Freaky Storm

Oliver and I left Halifax just before noon yesterday, stopping for coffee at Narrow Espresso, dog exercise at the Ardmore Service Dog Park, and lunch at Pete’s on the way out of town. There was word of a blizzard hitting Prince Edward Island in the early evening, and we didn’t want to end up in the middle of it, so we made good, if not hurried, time.

Short of some showers on either side of the Cobequid Pass, and some snow in the middle of it, the weather was dry and sunny, with no hint of anything else.

We made good time, dropped the car at Enterprise in Charlottetown around 4:00 p.m., and walked back downtown. The sidewalks and streets were clear, and there was a hint of spring in the air.

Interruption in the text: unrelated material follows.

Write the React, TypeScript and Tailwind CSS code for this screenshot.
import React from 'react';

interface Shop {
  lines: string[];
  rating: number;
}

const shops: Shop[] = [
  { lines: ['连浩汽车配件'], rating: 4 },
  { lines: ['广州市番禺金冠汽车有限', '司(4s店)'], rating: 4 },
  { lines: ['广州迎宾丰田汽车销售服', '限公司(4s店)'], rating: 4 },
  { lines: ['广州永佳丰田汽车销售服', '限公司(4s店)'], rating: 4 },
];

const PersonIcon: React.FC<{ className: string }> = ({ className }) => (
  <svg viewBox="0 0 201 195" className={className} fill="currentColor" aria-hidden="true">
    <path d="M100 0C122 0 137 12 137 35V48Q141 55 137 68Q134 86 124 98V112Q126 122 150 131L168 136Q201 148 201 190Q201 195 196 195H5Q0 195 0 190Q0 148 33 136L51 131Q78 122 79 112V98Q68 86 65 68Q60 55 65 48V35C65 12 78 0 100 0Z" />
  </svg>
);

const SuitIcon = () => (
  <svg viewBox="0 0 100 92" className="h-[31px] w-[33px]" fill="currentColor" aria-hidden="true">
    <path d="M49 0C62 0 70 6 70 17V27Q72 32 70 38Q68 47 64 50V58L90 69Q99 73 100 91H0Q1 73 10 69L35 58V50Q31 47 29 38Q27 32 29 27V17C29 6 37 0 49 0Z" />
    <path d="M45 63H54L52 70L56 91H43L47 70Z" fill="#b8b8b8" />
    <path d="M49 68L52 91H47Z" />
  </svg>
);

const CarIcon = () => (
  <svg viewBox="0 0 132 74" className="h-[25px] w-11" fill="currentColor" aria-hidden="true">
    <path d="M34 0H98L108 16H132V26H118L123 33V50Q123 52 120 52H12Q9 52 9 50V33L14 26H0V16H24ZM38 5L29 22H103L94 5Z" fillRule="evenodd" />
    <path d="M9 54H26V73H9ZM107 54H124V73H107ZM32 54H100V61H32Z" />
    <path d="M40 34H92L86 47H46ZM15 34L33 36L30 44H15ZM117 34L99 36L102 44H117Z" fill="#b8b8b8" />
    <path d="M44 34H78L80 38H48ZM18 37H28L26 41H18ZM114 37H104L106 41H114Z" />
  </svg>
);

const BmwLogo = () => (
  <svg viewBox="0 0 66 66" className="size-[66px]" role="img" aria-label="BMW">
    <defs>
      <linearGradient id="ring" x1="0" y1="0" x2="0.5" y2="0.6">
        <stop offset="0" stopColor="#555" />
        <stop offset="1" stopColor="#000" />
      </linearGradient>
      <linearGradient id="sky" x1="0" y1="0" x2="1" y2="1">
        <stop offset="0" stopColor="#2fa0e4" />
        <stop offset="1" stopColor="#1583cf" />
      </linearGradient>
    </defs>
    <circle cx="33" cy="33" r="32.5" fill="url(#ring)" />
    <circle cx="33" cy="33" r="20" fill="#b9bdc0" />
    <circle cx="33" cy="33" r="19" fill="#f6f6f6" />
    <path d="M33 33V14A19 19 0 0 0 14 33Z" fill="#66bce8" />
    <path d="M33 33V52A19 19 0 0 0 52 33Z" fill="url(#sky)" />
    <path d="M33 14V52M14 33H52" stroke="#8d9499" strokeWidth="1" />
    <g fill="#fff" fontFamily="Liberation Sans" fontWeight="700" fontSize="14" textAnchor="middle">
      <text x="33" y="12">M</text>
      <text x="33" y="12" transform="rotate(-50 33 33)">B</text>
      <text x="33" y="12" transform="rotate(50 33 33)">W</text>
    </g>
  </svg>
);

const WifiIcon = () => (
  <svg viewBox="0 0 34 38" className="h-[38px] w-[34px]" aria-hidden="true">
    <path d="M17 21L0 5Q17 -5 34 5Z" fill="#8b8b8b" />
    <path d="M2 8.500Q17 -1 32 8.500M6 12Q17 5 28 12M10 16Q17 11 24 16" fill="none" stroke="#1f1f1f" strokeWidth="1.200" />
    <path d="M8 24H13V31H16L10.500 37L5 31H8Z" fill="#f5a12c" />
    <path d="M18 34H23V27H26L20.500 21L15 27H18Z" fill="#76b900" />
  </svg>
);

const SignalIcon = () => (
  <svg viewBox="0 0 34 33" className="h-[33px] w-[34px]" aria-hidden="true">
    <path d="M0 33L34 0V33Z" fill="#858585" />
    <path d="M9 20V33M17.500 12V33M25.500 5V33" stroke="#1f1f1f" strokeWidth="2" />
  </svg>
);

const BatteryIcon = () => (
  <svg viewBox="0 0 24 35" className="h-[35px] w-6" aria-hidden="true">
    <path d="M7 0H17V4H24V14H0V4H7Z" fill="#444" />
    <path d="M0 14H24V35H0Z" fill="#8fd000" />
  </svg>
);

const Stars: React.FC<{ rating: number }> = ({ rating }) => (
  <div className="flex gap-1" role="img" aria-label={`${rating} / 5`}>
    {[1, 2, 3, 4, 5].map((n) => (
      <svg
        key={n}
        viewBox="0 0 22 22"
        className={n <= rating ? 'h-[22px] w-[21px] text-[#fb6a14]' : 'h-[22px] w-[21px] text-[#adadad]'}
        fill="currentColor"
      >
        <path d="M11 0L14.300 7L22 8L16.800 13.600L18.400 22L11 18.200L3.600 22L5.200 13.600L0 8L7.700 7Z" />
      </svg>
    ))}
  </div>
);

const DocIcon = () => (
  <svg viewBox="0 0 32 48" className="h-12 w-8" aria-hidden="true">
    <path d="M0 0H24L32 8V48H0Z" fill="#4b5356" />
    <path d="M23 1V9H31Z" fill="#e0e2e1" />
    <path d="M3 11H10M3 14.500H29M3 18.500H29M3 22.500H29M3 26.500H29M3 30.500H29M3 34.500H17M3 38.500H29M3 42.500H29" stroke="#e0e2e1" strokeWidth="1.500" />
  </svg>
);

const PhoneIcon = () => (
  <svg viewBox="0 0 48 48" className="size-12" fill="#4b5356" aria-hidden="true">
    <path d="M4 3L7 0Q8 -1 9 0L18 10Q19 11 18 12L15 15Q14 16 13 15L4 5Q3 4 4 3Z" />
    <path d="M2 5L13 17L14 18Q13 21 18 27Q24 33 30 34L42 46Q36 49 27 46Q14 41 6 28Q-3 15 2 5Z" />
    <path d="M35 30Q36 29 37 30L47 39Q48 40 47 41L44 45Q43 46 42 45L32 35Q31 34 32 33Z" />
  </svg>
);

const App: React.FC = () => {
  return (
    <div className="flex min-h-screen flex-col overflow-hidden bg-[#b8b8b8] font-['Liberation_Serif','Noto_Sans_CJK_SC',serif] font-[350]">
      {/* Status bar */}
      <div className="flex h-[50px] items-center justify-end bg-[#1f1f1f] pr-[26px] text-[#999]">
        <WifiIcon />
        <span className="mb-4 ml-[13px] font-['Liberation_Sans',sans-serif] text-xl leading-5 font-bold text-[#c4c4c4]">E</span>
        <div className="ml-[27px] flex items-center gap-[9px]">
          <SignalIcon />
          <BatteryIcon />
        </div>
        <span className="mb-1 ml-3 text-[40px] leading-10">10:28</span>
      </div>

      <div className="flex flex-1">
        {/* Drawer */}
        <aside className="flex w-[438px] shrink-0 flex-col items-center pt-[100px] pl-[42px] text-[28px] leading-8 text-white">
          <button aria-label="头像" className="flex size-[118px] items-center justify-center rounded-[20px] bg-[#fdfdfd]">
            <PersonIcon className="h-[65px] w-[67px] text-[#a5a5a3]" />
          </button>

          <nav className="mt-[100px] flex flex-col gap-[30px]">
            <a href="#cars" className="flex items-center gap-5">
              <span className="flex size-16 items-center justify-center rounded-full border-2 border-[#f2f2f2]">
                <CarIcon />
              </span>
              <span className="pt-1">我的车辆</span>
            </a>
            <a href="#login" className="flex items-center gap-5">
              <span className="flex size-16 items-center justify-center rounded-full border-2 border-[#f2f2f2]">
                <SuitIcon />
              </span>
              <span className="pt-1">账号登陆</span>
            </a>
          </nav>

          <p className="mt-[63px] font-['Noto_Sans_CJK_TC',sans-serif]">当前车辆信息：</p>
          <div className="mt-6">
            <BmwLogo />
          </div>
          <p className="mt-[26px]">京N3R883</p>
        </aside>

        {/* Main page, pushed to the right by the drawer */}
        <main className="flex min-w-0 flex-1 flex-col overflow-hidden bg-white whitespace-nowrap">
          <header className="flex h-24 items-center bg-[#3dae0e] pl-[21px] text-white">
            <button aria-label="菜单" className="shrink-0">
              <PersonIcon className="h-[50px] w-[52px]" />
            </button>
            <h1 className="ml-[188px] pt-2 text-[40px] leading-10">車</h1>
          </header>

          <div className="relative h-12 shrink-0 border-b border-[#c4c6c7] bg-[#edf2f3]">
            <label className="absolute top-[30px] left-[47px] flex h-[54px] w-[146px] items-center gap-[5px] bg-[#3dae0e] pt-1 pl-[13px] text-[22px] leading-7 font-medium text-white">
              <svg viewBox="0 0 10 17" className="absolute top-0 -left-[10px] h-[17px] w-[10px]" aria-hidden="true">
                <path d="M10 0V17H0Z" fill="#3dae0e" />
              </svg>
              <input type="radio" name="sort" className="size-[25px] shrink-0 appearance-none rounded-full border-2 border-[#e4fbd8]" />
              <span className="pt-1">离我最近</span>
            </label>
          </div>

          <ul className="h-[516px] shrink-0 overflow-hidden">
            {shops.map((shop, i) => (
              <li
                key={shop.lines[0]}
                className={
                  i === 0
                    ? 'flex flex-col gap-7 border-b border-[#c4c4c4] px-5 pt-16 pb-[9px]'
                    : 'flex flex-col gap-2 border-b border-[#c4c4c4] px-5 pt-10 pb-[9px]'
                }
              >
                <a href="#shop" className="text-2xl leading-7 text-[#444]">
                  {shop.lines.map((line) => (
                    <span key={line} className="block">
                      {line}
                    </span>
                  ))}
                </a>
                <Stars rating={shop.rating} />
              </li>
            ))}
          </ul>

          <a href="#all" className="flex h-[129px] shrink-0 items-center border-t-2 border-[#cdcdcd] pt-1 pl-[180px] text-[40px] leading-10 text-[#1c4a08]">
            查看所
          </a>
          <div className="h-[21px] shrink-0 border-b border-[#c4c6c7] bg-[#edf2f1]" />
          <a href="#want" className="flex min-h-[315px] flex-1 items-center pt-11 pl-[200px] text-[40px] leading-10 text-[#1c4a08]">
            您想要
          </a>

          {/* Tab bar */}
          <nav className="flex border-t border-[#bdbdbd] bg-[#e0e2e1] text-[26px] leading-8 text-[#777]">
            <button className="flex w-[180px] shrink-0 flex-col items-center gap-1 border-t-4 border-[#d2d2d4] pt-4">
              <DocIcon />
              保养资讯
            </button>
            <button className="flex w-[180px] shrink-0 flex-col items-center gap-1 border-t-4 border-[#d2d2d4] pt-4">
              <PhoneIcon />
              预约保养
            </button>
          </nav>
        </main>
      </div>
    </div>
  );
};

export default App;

By the time I went to bed, around 11:00 p.m., there were a few flurries, but it looked like this blizzard was a phantom.

As such, it came as a complete shock to wake up this morning and find the Island paralyzed by a dump of 20 cm of snow blown around by high winds. Our back deck had more snow on it than it’s had all winter. There were icicles hanging from the front of the house approaching 2 feet long. The screen door at the front had blown open in the night and our vestibule was covered in a dusting of snow.

As I write, approaching noon, the sun is coming out, the snow has stopped, and things are slowly returning to normal.

This was, in short, the freakiest storm of the winter: it came out of nowhere, left buckets of snow, and then moved on before we’d had a chance to notice.

I’ve never hoped for the arrival of spring more.